Am I reaching conclusions based on too little information and understanding?
What terms should I Google for, if the answer is STFW?
Or if I am right, why aren't these calculations being pushed to the GPU as well?
EDIT: By the way, I am not using XNA, but documentation notes the XNA Math Library replaces the previous DX Math library. (i see the XNA Library in the SDK as a sheer template library).
"Am I reaching conclusions based on too little information and understanding?"
Not as a bad thing, as we all do it, but in a word: Yes.
What is being done by the GPU is, generally, dependent on the GPU driver and your method of access. Most of the time you really don't care or need to know (other than curiosity and general understanding).
For mViewProj = mView * mProj; this is most likely happening on the CPU. But it is not much burden (counted in 100's of cycles at the most). The real trick is the application of the new view matrix on the "world". Every vertex needs to be transformed, more or less, along with shading, textures, lighting, etc. All if this work will be done in the GPU (if done on the CPU things will slow down really fast).
Generally you make high level changes to the world, maybe 20 CPU bound calculations, and the GPU takes care of the millions or billions of calculations needed to render the world based on the changes.

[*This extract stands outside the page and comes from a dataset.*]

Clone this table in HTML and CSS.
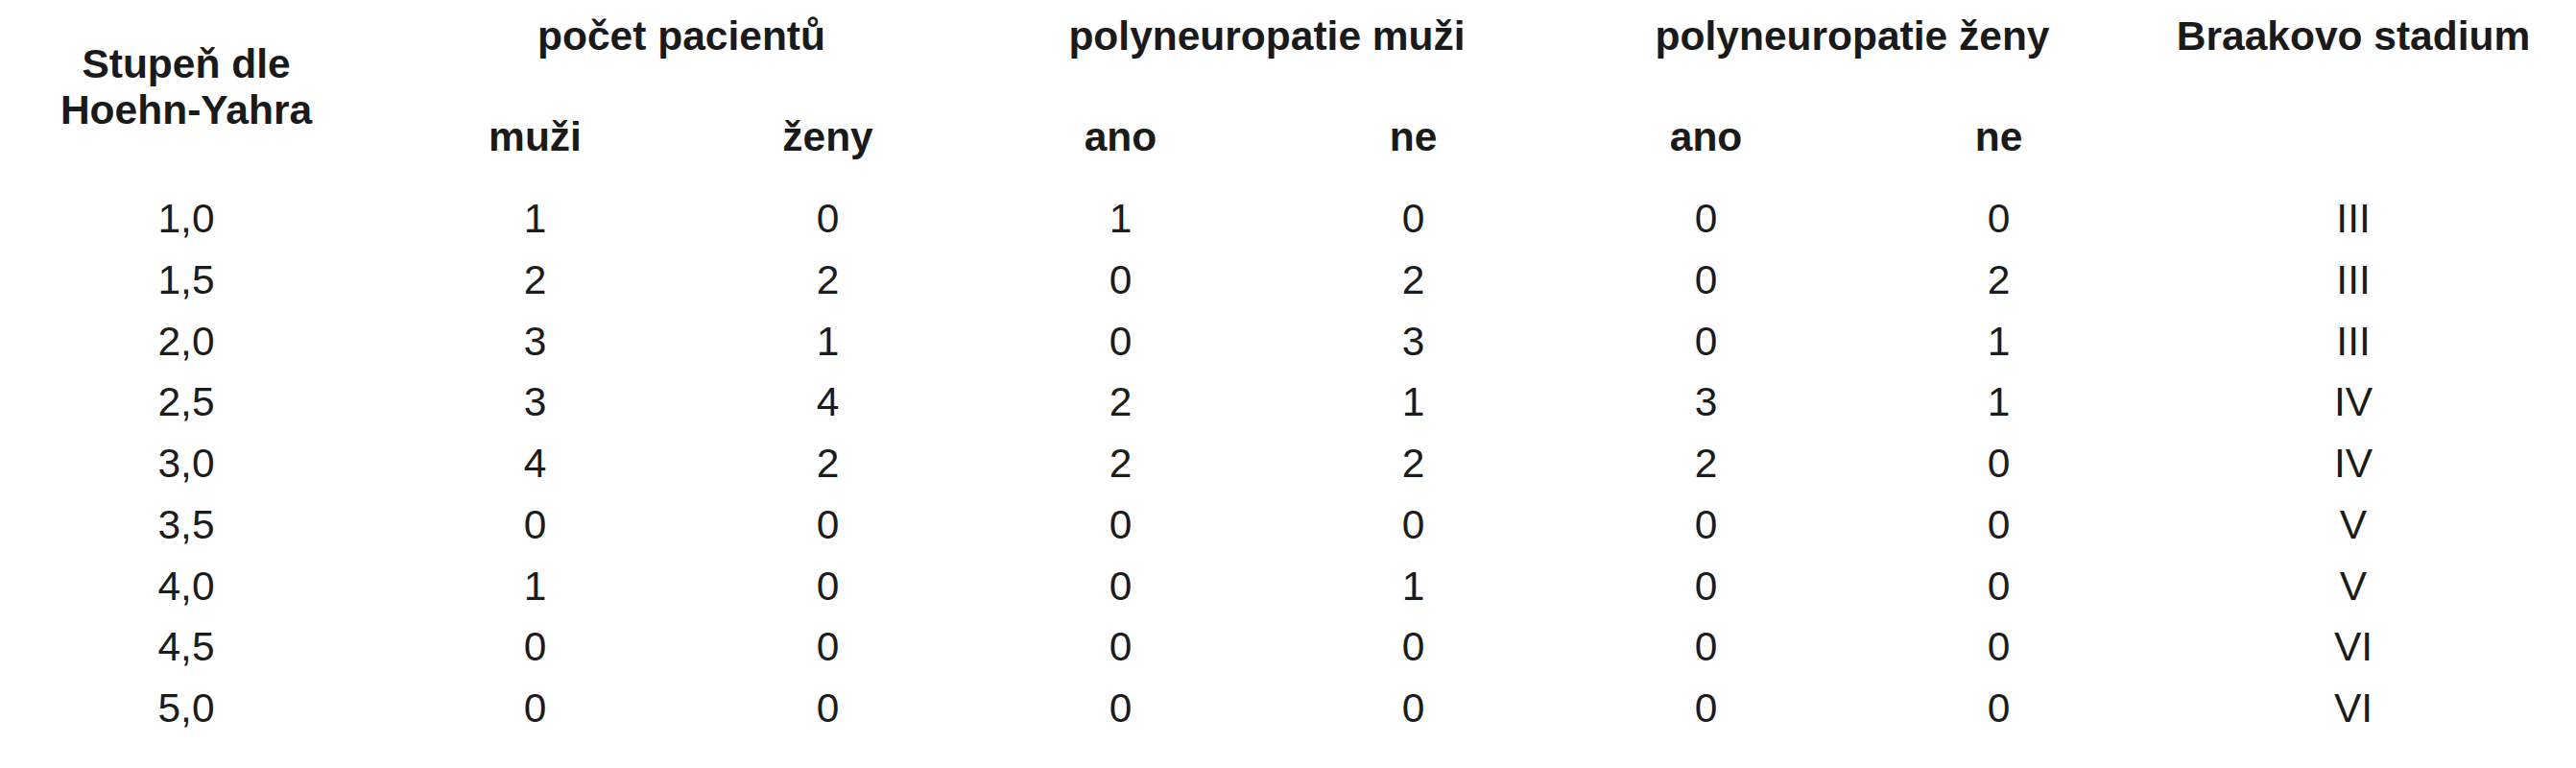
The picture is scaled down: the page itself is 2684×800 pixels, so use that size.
FILE: index.html
```html
<!DOCTYPE html>
<html lang="cs">
<head>
<meta charset="utf-8">
<title>Stupeň dle Hoehn-Yahra</title>
<link rel="stylesheet" href="styles.css">
</head>
<body>
<table class="data">
  <colgroup>
    <col class="w-first">
    <col class="w-mid"><col class="w-mid">
    <col class="w-mid"><col class="w-mid">
    <col class="w-mid"><col class="w-mid">
    <col class="w-last">
  </colgroup>
  <thead>
    <tr class="head-top">
      <th rowspan="2" class="first stage-head">Stupeň dle<br>Hoehn-Yahra</th>
      <th colspan="2" class="group">počet pacientů</th>
      <th colspan="2" class="group">polyneuropatie muži</th>
      <th colspan="2" class="group">polyneuropatie ženy</th>
      <th rowspan="2" class="group braak">Braakovo stadium</th>
    </tr>
    <tr class="head-sub">
      <th class="sub">muži</th>
      <th class="sub">ženy</th>
      <th class="sub">ano</th>
      <th class="sub">ne</th>
      <th class="sub">ano</th>
      <th class="sub">ne</th>
    </tr>
  </thead>
  <tbody>
    <tr><td class="first">1,0</td><td>1</td><td>0</td><td>1</td><td>0</td><td>0</td><td>0</td><td>III</td></tr>
    <tr><td class="first">1,5</td><td>2</td><td>2</td><td>0</td><td>2</td><td>0</td><td>2</td><td>III</td></tr>
    <tr><td class="first">2,0</td><td>3</td><td>1</td><td>0</td><td>3</td><td>0</td><td>1</td><td>III</td></tr>
    <tr><td class="first">2,5</td><td>3</td><td>4</td><td>2</td><td>1</td><td>3</td><td>1</td><td>IV</td></tr>
    <tr><td class="first">3,0</td><td>4</td><td>2</td><td>2</td><td>2</td><td>2</td><td>0</td><td>IV</td></tr>
    <tr><td class="first">3,5</td><td>0</td><td>0</td><td>0</td><td>0</td><td>0</td><td>0</td><td>V</td></tr>
    <tr><td class="first">4,0</td><td>1</td><td>0</td><td>0</td><td>1</td><td>0</td><td>0</td><td>V</td></tr>
    <tr><td class="first">4,5</td><td>0</td><td>0</td><td>0</td><td>0</td><td>0</td><td>0</td><td>VI</td></tr>
    <tr><td class="first">5,0</td><td>0</td><td>0</td><td>0</td><td>0</td><td>0</td><td>0</td><td>VI</td></tr>
  </tbody>
</table>
</body>
</html>
```
FILE: styles.css
```css
html, body {
  margin: 0;
  padding: 0;
  background: #ffffff;
}

body {
  font-family: "Liberation Sans", Arial, sans-serif;
  font-size: 42.5px;
  color: #1c1c1c;
}

.data {
  border-collapse: collapse;
  table-layout: fixed;
  width: 2669px;
}

.w-first { width: 405px; }
.w-mid { width: 305px; }
.w-last { width: 434px; }

.data th,
.data td {
  padding: 0;
  text-align: center;
  white-space: nowrap;
}

.data th {
  font-weight: 700;
  color: #1a1a1a;
}

.data .first {
  padding-right: 17px;
}

.head-top { height: 86px; }
.head-sub { height: 110px; }

.data .group {
  vertical-align: top;
  line-height: 76px;
}

.data .stage-head {
  vertical-align: top;
  line-height: 48px;
  padding-top: 43px;
}

.data .sub {
  vertical-align: top;
  line-height: 64px;
  padding-top: 25px;
}

.data tbody tr { height: 63.75px; }

.data td {
  line-height: 63.75px;
  vertical-align: middle;
}
```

In your 10 cube example: You supply a transform for each cube, any math needed for you to create the transform is CPU bound (with exceptions). You also supply a transform for the view, again creating the transform matrix might be CPU bound. Once you have your 11 new matrices you apply the to the world. From a hardware point of view the 11 matrices need to be copied to the GPU...that will happen very, very fast...once copied the CPU is done and the GPU recalculates the world based on the new data, renders it to a buffer and poops it on the screen. So for your 10 cubes the CPU bound calculations are trivial.
Look at some reflected code for an XNA project and you will see where your calculations end and XNA begins (XNA will do everything is possibly can in the GPU).